What you are asking for is that every DB change has a counterpart to ‘undo’. While conceptually that might work, it’s not always striaghtforward to do. For example, imagine that you’re running a process and use new features, that are also stored in the audit tables.
If now a rollback is required later on, what should happen with the data stored in the new features? Removing is not always possible, e.g. with compliance regulations in place. And what if then after the rollback, the new version or a patched version is put back? Then those instances could be in a state that is ‘incorrect’ from an audit perspective.
While technically we could support rolling back and forwards, there are business implications associated to it, as processes often contain valuable business information. Anyway, the above is a bit to give context around the answer of database backups, hope it helps
We see one practical issue with relying only on database backups for rollback.
By “backup” we mean the full database, including all Flowable tables. If we restore such a backup, it would also restore the state of running processes as they existed at the backup time. This means some process instances in ACT_RU_* tables would resume execution — and in our case (where Flowable orchestrates Cloud Foundry application deployments), this could unintentionally trigger actions like deleting or redeploying applications.
An alternative would be to back up only our business tables and clear the Flowable tables on rollback. However, that would terminate all running processes, which is also not feasible since processes run continuously.
You mentioned that rolling back schema changes can be problematic because of new features or data stored in audit tables.
Wouldn’t a full database restore face a similar issue, since it also removes data introduced after the backup was taken?
We understand some inconsistency in audit data might occur when reverting to an older version, but this risk exists both with a backup restore and a Liquibase-based rollback.
In our opinion, if minor Flowable versions maintained some degree of backward compatibility, it would be easier to apply targeted Liquibase changes even if some audit inconsistencies occurred. As long as the process instances could continue running after a revert, that would be the ideal scenario for us. In other words, having the older Flowable version remain compatible with the database schema of the newer one (within a minor version range) would simplify rollbacks significantly.

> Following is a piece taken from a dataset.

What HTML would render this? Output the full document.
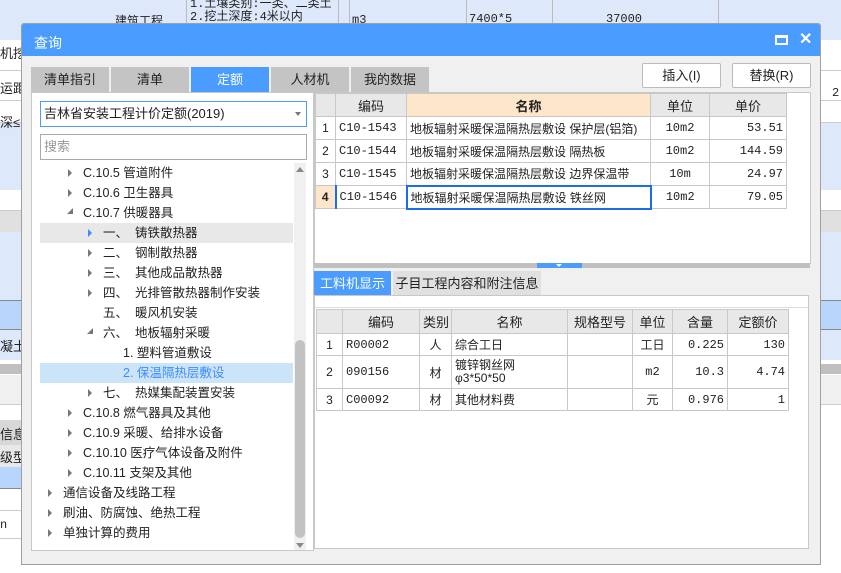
<!DOCTYPE html>
<html><head><meta charset="utf-8"><style>
*{box-sizing:border-box;margin:0;padding:0}
body{width:841px;height:573px;overflow:hidden;position:relative;background:#fff;font-family:"Liberation Sans","Noto Sans CJK SC",sans-serif;font-size:12px;color:#222}
.a{position:absolute}
.mono{font-family:"Liberation Mono","Noto Sans CJK SC",monospace;font-size:12px}
table{border-collapse:collapse;position:absolute;table-layout:fixed}
td{border:1px solid #c8c8c8;padding:0 3px;white-space:nowrap;overflow:hidden}
.h td{background:#e8e8e8;text-align:center;font-size:13px}
.r{text-align:right}.c{text-align:center}
.tri{position:absolute;width:0;height:0;border-left:4px solid #777;border-top:4px solid transparent;border-bottom:4px solid transparent}
.trd{position:absolute;width:0;height:0;border-right:6px solid #777;border-top:6px solid transparent}
.t{position:absolute;font-size:12.5px;line-height:20px;white-space:nowrap}
</style></head><body>
<div class="a" style="left:0;top:0;width:841px;height:40px;background:#dde9fb"></div>
<div class="a" style="left:338px;top:0;width:1px;height:40px;background:#bbb"></div>
<div class="a" style="left:186px;top:0;width:1px;height:40px;background:#bbb"></div>
<div class="a" style="left:349px;top:0;width:1px;height:40px;background:#bbb"></div>
<div class="a" style="left:466px;top:0;width:1px;height:40px;background:#bbb"></div>
<div class="a" style="left:552px;top:0;width:1px;height:40px;background:#bbb"></div>
<div class="a" style="left:718px;top:0;width:1px;height:40px;background:#bbb"></div>
<div class="a mono" style="left:190px;top:-2px;font-size:12px;line-height:13px">1.土壤类别:一类、二类土<br>2.挖土深度:4米以内</div>
<div class="a" style="left:115px;top:12px;font-size:12px">建筑工程</div>
<div class="a mono" style="left:352px;top:13px">m3</div>
<div class="a mono" style="left:469px;top:12px">7400*5</div>
<div class="a mono" style="left:606px;top:12px">37000</div>
<div class="a" style="left:0;top:40px;width:841px;height:82px;background:#fff"></div>
<div class="a" style="left:0;top:70px;width:841px;height:1px;background:#ccc"></div>
<div class="a" style="left:0;top:100px;width:841px;height:1px;background:#ccc"></div>
<div class="a" style="left:0;top:122px;width:841px;height:68px;background:#dde9fb;border-top:1px solid #ccc"></div>
<div class="a" style="left:0;top:210px;width:841px;height:22px;background:#e0e0e0;border-top:1px solid #ccc"></div>
<div class="a" style="left:0;top:232px;width:841px;height:68px;background:#dde9fb"></div>
<div class="a" style="left:0;top:300px;width:841px;height:30px;background:#b8d6fb;border-top:1px solid #888;border-bottom:1px solid #888"></div>
<div class="a" style="left:0;top:330px;width:841px;height:30px;background:#dde9fb"></div>
<div class="a" style="left:0;top:364px;width:841px;height:10px;background:#c0c0c0"></div>
<div class="a" style="left:0;top:375px;width:841px;height:30px;background:#f0f0f0;border-bottom:1px solid #ccc"></div>
<div class="a" style="left:0;top:420px;width:30px;height:25px;background:#d8d8d8"></div>
<div class="a" style="left:0;top:445px;width:30px;height:22px;background:#e8e8e8"></div>
<div class="a" style="left:0;top:467px;width:30px;height:22px;background:#b8d6fb;border-bottom:1px solid #888"></div>
<div class="a" style="left:0;top:510px;width:30px;height:1px;background:#ccc"></div>
<div class="a" style="left:0;top:538px;width:30px;height:1px;background:#ccc"></div>
<div class="a" style="left:0;top:43px;font-size:13px">机挖</div>
<div class="a" style="left:0;top:78px;font-size:13px">运距</div>
<div class="a" style="left:0;top:112px;font-size:13px">深≤</div>
<div class="a" style="left:0;top:336px;font-size:13px">凝土</div>
<div class="a" style="left:0;top:424px;font-size:13px">信息</div>
<div class="a" style="left:0;top:447px;font-size:13px">级型</div>
<div class="a mono" style="left:0;top:518px">n</div>
<div class="a mono" style="left:832px;top:86px">2</div>

<div class="a" style="left:21px;top:23px;width:800px;height:542px;background:#f0f0f0;border:1px solid #a0a0a0;border-radius:3px 3px 0 0"></div>
<div class="a" style="left:22px;top:24px;width:798px;height:32px;background:#4a9cff;border-radius:2px 2px 0 0"></div>
<div class="a" style="left:34px;top:33px;color:#fff;font-size:14px">查询</div>
<div class="a" style="left:775px;top:35px;width:13px;height:10px;border:2px solid #fff;border-top-width:3px"></div>
<div class="a" style="left:799px;top:29px;color:#fff;font-size:16px;font-weight:bold">✕</div>

<div class="a c" style="left:31px;top:67px;width:78px;height:25px;background:#c4c4c4;line-height:25px;font-size:13px">清单指引</div>
<div class="a c" style="left:111px;top:67px;width:78px;height:25px;background:#c4c4c4;line-height:25px;font-size:13px">清单</div>
<div class="a c" style="left:191px;top:67px;width:78px;height:25px;background:#4a9cff;color:#fff;line-height:25px;font-size:13px">定额</div>
<div class="a c" style="left:271px;top:67px;width:78px;height:25px;background:#c4c4c4;line-height:25px;font-size:13px">人材机</div>
<div class="a c" style="left:351px;top:67px;width:78px;height:25px;background:#c4c4c4;line-height:25px;font-size:13px">我的数据</div>
<div class="a c" style="left:642px;top:63px;width:79px;height:25px;background:#fff;border:1px solid #bbb;border-radius:2px;line-height:23px;font-size:13px">插入(I)</div>
<div class="a c" style="left:732px;top:63px;width:79px;height:25px;background:#fff;border:1px solid #bbb;border-radius:2px;line-height:23px;font-size:13px">替换(R)</div>

<div class="a" style="left:31px;top:92px;width:283px;height:459px;background:#fff;border:1px solid #c8c8c8"></div>
<div class="a" style="left:40px;top:101px;width:267px;height:26px;border:1px solid #4a9cff;line-height:24px;padding-left:3px;font-size:13px">吉林省安装工程计价定额(2019)</div>
<div class="a" style="left:295px;top:112px;border-top:4px solid #777;border-left:3px solid transparent;border-right:3px solid transparent"></div>
<div class="a" style="left:40px;top:134px;width:267px;height:26px;border:1px solid #aaa;line-height:24px;padding-left:3px;color:#999;font-size:13px">搜索</div>
<div class="a" style="left:294px;top:163px;width:12px;height:387px;background:#f0f0f0"></div>
<div class="a" style="left:295px;top:340px;width:10px;height:198px;background:#c2c2c2;border-radius:5px"></div>
<div class="a" style="left:296px;top:167px;border-bottom:5px solid #888;border-left:4px solid transparent;border-right:4px solid transparent"></div>
<div class="a" style="left:296px;top:543px;border-top:5px solid #888;border-left:4px solid transparent;border-right:4px solid transparent"></div>
<div class="a" style="left:40px;top:223px;width:253px;height:20px;background:#e8e8e8"></div>
<div class="a" style="left:40px;top:363px;width:253px;height:20px;background:#cce4f7"></div>

<div class="tri" style="left:68px;top:169px"></div><div class="t" style="left:83px;top:163px">C.10.5 管道附件</div>
<div class="tri" style="left:68px;top:189px"></div><div class="t" style="left:83px;top:183px">C.10.6 卫生器具</div>
<div class="trd" style="left:67px;top:208px"></div><div class="t" style="left:83px;top:203px">C.10.7 供暖器具</div>
<div class="tri" style="left:88px;top:229px;border-left-color:#3c8cff"></div><div class="t" style="left:103px;top:223px">一、&nbsp;&nbsp;铸铁散热器</div>
<div class="tri" style="left:88px;top:249px"></div><div class="t" style="left:103px;top:243px">二、&nbsp;&nbsp;钢制散热器</div>
<div class="tri" style="left:88px;top:269px"></div><div class="t" style="left:103px;top:263px">三、&nbsp;&nbsp;其他成品散热器</div>
<div class="tri" style="left:88px;top:289px"></div><div class="t" style="left:103px;top:283px">四、&nbsp;&nbsp;光排管散热器制作安装</div>
<div class="t" style="left:103px;top:303px">五、&nbsp;&nbsp;暖风机安装</div>
<div class="trd" style="left:87px;top:328px"></div><div class="t" style="left:103px;top:323px">六、&nbsp;&nbsp;地板辐射采暖</div>
<div class="t" style="left:123px;top:343px">1. 塑料管道敷设</div>
<div class="t" style="left:123px;top:363px;color:#3c8cff">2. 保温隔热层敷设</div>
<div class="tri" style="left:88px;top:389px"></div><div class="t" style="left:103px;top:383px">七、&nbsp;&nbsp;热媒集配装置安装</div>
<div class="tri" style="left:68px;top:409px"></div><div class="t" style="left:83px;top:403px">C.10.8 燃气器具及其他</div>
<div class="tri" style="left:68px;top:429px"></div><div class="t" style="left:83px;top:423px">C.10.9 采暖、给排水设备</div>
<div class="tri" style="left:68px;top:449px"></div><div class="t" style="left:83px;top:443px">C.10.10 医疗气体设备及附件</div>
<div class="tri" style="left:68px;top:469px"></div><div class="t" style="left:83px;top:463px">C.10.11 支架及其他</div>
<div class="tri" style="left:48px;top:489px"></div><div class="t" style="left:63px;top:483px">通信设备及线路工程</div>
<div class="tri" style="left:48px;top:509px"></div><div class="t" style="left:63px;top:503px">刷油、防腐蚀、绝热工程</div>
<div class="tri" style="left:48px;top:529px"></div><div class="t" style="left:63px;top:523px">单独计算的费用</div>

<div class="a" style="left:314px;top:92px;width:497px;height:172px;background:#fff;border:1px solid #c8c8c8"></div>
<table style="left:315px;top:93px;width:471px">
<colgroup><col style="width:20px"><col style="width:71px"><col style="width:244px"><col style="width:59px"><col style="width:77px"></colgroup>
<tr class="h" style="height:23px"><td></td><td>编码</td><td style="background:#fde6c9;font-weight:bold">名称</td><td>单位</td><td>单价</td></tr>
<tr style="height:23px"><td class="c" style="background:#fff">1</td><td class="mono">C10-1543</td><td style="border-top:1px solid #4a9cff">地板辐射采暖保温隔热层敷设 保护层(铝箔)</td><td class="c mono">10m2</td><td class="r mono">53.51</td></tr>
<tr style="height:23px"><td class="c">2</td><td class="mono">C10-1544</td><td>地板辐射采暖保温隔热层敷设 隔热板</td><td class="c mono">10m2</td><td class="r mono">144.59</td></tr>
<tr style="height:23px"><td class="c">3</td><td class="mono">C10-1545</td><td>地板辐射采暖保温隔热层敷设 边界保温带</td><td class="c mono">10m</td><td class="r mono">24.97</td></tr>
<tr style="height:23px"><td class="c" style="background:#fde6c9;font-weight:bold">4</td><td class="mono" style="border-left:2px solid #1a6fe6">C10-1546</td><td style="border:2px solid #1a6fe6">地板辐射采暖保温隔热层敷设 铁丝网</td><td class="c mono">10m2</td><td class="r mono">79.05</td></tr>
</table>
<div class="a" style="left:314px;top:263px;width:496px;height:5px;background:#c0c0c0"></div>
<div class="a" style="left:537px;top:263px;width:45px;height:5px;background:#4a9cff"></div>
<div class="a" style="left:556px;top:264px;border-top:3px solid #fff;border-left:3px solid transparent;border-right:3px solid transparent"></div>

<div class="a c" style="left:314px;top:271px;width:77px;height:25px;background:#4a9cff;color:#fff;line-height:25px;font-size:13px">工料机显示</div>
<div class="a c" style="left:393px;top:271px;width:148px;height:25px;background:#e0e0e0;line-height:25px;font-size:13px">子目工程内容和附注信息</div>
<div class="a" style="left:314px;top:295px;width:495px;height:254px;background:#fff;border:1px solid #c8c8c8"></div>
<div class="a" style="left:315px;top:296px;width:493px;height:12px;border-bottom:1px solid #ddd"></div>
<table style="left:316px;top:309px;width:472px">
<colgroup><col style="width:26px"><col style="width:77px"><col style="width:32px"><col style="width:116px"><col style="width:65px"><col style="width:40px"><col style="width:55px"><col style="width:61px"></colgroup>
<tr class="h" style="height:24px"><td></td><td>编码</td><td>类别</td><td>名称</td><td>规格型号</td><td>单位</td><td>含量</td><td>定额价</td></tr>
<tr style="height:22px"><td class="c">1</td><td class="mono">R00002</td><td class="c">人</td><td>综合工日</td><td></td><td class="c">工日</td><td class="r mono">0.225</td><td class="r mono">130</td></tr>
<tr style="height:33px"><td class="c">2</td><td class="mono">090156</td><td class="c">材</td><td style="line-height:13px">镀锌钢丝网<br>φ3*50*50</td><td></td><td class="c mono">m2</td><td class="r mono">10.3</td><td class="r mono">4.74</td></tr>
<tr style="height:22px"><td class="c">3</td><td class="mono">C00092</td><td class="c">材</td><td>其他材料费</td><td></td><td class="c">元</td><td class="r mono">0.976</td><td class="r mono">1</td></tr>
</table>
</body></html>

It would, but the data would not be in a corrupted state. There’s a reset of state, that is true. In reality, we’ve seen customers taking a snapshot of the database before rolling back and then replaying things. But this is of course in different contexts than what you’re working with here, where you’ve got applications being deployed or undeployed as a side-effect.
In general, that’s what we’ve been doing - but I guess the difference here is that for us 7.1.0 to 7.2.0 is not a minor upgrade. E.g. 7.2.0 to 7.2.1 would be.
Would it be possible to maintain backward compatibility between consecutive minor versions as well — for example, between 7.2.0 and 7.3.0, not just between patch versions like 7.2.0 and 7.2.1?
This would make it much easier for users to safely revert after an upgrade.
To clarify, we’re mainly thinking about compatibility only between +1 minor versions (e.g., 7.2.0 ↔ 7.3.0), not across larger version gaps.
Is that something you might consider for future releases?
While we strive to limit the changes to the database as much as possible for any type of release, what you are asking is to change our complete versioning schema, which is not something we would do overnight.
To clarify: we’ve had the 7.x line for a long time now, and as you can read in Flowable 7.2.0 release we’re now working on a 8.x, mainly because the upcoming Spring/Jackson changes. So this is really a discussion about version numbers, i.e. for us a 7.x.a → 7.x.b is a minor change, while changing the x is a major one. Changing the 7 to 8 means a major change, e.g. a new engine architecture (the 5 –> 6 for example), or changes that have a huge impact potentially (e.g. the 7 –> 8).